EXERCISE AIM. Review the listing and copy each line that holds the word "Output".

____ INFORMATION PROVIDED

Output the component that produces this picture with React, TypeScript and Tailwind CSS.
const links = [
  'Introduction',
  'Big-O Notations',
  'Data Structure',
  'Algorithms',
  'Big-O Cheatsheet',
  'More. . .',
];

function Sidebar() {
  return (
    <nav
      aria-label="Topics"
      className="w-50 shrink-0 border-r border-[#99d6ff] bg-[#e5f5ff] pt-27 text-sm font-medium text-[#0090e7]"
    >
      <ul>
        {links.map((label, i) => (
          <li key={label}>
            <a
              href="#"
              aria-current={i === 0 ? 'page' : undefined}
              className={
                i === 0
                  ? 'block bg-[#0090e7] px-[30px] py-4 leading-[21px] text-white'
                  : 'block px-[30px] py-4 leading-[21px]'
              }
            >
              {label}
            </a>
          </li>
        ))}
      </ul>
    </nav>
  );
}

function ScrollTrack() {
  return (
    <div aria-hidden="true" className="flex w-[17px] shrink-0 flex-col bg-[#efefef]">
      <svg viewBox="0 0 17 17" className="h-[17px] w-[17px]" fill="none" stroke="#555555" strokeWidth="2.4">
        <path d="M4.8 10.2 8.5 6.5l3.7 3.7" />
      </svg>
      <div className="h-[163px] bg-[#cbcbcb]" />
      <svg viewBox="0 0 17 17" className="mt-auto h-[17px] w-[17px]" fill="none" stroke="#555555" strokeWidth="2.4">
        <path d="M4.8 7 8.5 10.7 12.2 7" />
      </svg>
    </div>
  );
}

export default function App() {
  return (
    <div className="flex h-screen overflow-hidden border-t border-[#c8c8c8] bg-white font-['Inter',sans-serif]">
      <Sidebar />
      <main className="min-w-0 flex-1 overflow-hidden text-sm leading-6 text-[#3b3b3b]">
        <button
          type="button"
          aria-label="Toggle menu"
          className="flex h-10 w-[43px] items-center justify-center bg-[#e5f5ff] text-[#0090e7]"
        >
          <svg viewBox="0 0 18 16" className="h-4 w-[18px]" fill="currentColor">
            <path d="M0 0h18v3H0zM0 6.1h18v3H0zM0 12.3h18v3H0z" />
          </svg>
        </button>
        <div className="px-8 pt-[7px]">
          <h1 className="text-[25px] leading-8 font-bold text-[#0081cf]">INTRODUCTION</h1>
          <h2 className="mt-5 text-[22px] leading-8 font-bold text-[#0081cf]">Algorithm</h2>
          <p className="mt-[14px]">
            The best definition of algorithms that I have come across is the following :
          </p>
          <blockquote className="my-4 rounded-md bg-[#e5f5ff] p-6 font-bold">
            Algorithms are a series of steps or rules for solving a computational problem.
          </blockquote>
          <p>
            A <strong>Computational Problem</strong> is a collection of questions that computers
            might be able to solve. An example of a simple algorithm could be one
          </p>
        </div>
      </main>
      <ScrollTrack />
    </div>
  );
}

________
____ INFORMATION PROVIDED

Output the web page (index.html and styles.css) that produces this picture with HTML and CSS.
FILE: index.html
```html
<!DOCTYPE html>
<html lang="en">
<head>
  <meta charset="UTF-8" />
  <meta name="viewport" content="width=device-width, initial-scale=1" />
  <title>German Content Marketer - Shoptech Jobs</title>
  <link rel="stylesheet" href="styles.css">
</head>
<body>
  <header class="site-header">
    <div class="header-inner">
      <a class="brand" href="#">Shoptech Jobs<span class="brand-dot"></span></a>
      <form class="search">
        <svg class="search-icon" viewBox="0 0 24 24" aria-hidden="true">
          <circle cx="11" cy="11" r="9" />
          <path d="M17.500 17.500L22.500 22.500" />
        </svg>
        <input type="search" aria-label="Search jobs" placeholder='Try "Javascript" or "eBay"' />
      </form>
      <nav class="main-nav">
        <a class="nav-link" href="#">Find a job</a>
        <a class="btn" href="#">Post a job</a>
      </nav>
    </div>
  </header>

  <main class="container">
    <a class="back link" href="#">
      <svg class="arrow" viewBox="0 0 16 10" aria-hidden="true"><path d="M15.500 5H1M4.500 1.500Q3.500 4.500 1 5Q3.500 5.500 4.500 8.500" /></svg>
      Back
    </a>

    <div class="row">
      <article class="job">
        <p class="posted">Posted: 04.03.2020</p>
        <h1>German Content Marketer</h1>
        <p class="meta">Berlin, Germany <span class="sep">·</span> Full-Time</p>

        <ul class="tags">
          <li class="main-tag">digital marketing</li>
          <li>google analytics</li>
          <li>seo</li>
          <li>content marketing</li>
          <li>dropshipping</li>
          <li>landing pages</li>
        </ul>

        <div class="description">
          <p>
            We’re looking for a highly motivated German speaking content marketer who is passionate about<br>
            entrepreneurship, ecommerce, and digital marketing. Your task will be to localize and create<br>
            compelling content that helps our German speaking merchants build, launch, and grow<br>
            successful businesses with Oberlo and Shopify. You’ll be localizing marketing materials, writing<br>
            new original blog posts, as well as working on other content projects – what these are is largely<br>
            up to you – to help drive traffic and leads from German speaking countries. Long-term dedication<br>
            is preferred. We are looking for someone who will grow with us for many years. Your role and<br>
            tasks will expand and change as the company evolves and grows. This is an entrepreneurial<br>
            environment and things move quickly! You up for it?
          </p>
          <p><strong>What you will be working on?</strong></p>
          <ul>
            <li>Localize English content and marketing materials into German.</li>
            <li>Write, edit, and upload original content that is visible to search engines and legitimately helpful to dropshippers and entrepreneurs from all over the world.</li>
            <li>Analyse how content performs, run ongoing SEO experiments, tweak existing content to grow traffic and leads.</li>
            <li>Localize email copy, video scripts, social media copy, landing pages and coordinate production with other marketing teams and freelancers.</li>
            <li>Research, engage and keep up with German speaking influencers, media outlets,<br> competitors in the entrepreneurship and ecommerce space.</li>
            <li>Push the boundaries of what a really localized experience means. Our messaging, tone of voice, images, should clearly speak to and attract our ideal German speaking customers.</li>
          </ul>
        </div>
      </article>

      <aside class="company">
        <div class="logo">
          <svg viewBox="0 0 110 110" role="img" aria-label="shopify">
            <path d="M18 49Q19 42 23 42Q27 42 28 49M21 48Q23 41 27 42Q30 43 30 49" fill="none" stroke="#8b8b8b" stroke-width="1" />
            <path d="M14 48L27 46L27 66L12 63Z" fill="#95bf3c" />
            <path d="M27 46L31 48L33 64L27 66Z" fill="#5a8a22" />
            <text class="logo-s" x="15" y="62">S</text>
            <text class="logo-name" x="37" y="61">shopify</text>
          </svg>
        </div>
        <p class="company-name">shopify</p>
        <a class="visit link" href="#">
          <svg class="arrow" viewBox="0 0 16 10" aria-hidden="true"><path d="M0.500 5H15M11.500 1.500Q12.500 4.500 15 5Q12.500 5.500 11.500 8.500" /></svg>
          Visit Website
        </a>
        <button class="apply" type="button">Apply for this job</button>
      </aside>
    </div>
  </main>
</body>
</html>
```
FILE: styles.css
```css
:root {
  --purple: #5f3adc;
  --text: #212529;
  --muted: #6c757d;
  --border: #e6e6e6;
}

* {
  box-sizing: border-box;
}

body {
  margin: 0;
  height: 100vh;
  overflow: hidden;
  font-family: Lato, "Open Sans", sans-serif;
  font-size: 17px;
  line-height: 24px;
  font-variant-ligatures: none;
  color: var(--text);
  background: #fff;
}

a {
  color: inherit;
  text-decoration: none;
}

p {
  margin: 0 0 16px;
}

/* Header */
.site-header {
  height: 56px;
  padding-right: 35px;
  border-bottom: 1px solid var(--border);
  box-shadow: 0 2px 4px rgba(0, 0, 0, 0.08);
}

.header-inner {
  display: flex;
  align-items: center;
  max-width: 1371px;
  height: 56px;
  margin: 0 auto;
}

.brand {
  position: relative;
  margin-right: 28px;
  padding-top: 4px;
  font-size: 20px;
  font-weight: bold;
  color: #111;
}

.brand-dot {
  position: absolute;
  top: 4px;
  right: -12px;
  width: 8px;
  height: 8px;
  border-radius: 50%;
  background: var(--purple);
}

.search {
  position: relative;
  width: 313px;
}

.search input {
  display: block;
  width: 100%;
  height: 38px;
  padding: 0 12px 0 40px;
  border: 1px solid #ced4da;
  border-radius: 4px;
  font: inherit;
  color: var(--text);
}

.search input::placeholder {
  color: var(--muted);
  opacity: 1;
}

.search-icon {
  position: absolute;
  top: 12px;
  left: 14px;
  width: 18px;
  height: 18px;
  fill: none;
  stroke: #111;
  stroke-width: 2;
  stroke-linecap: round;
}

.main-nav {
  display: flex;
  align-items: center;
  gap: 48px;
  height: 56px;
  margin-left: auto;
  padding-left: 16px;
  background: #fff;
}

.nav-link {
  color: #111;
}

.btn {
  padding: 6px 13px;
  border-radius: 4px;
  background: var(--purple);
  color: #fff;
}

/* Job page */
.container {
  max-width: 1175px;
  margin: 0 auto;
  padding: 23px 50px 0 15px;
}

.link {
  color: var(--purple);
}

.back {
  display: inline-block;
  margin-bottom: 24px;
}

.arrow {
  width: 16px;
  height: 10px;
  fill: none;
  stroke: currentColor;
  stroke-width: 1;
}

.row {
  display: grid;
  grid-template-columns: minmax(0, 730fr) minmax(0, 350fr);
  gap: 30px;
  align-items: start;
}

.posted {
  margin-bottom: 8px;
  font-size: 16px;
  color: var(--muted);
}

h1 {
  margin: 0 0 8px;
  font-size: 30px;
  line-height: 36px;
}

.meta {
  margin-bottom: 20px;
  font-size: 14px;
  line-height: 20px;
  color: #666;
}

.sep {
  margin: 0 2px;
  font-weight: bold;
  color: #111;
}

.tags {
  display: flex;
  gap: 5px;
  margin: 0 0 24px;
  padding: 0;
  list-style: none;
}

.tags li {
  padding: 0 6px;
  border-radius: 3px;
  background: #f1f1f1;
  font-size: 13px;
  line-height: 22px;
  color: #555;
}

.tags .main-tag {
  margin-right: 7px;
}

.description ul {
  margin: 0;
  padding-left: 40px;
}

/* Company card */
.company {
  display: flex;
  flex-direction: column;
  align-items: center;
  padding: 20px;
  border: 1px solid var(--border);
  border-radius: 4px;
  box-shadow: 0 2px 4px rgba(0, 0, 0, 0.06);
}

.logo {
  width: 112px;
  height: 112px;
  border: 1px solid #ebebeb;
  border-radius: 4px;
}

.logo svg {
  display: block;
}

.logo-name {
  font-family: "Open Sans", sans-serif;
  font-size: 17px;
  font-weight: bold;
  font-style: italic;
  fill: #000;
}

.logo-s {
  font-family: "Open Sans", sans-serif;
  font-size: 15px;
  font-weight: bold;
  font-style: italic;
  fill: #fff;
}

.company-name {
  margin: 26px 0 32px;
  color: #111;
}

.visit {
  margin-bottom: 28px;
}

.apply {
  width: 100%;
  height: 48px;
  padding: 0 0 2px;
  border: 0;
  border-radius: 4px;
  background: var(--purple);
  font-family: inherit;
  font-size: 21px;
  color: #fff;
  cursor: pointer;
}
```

________

COMPLETED TASK.
Output the component that produces this picture with React, TypeScript and Tailwind CSS.
Output the web page (index.html and styles.css) that produces this picture with HTML and CSS.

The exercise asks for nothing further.